Getting to this level of support capability is not easy, but it can—and is—being done. A powerful way to get there is to use the Kepner-Tregoe resolution path as a basis for articulating this process, and to implement it in ways that bring you and your most valued customers ever closer.

In solving customers’ problems, the quality of the troubleshooting process is critical. A high quality troubleshooting process is specific, systematic and applicable without immediate technical knowledge. It drives resolution from first call to full closeout. It is visible in action to managers, customers and colleagues. It sets standards for quality of information. It establishes effective questioning as the route to incisive troubleshooting.

By managing the concern resolution path with a constant focus on customer need and on reaching beyond the present to deliver exceptional, anticipatory service, satisfied customers will become loyal customers. The consequence will be that your organization increases in value.
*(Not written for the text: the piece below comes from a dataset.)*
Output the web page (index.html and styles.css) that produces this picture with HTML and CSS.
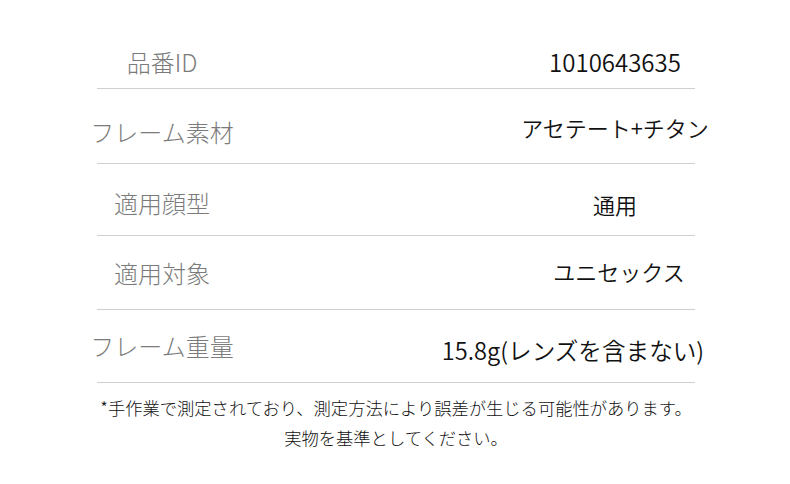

Peter Drucker said, “The only profit center is the customer.”8 It is time to refocus support on what really matters: the customer.

Endnotes

1 Heskett, James L., Thomas O. Jones, Gary W. Loveman, W. Earl Sasser, Jr., and Leonard A. Schlesinger. “Putting the Service-Profit Chain to Work,” Harvard Business Review, March/April 1994: 164.

2 Jones, Thomas O, and Earl W Sasser, Jr. “Why Satisfied Customers Defect,” Harvard Business Review, (1995): 88.

3 Stevens, Mark, Extreme Management, What They Teach At Harvard Business School’s Advanced Management Program, NY, Warner Books, (2001).

4 The American Customer Satisfaction Index at Ten Years, Ann Arbor, Stephen M. Ross School of Business, University of Michigan, (2005).

5 Rust, Roland T., Debora Viana Thompson, and Rebecca W. Hamilton. “Defeating Feature Fatigue,” Harvard Business Review, February 2006: 98.

6 Fojtik, Chic. “Calculating the Strategic Value of Customer Satisfaction: What do your metrics tell you?” Graviado Business Report, 4 (2002) 5.

7 Heskett et al:164.

8 Drucker, Peter. “Viewpoint: What Executives Need to Learn,” Implementing the Information-Based Organization Conference, March 1990.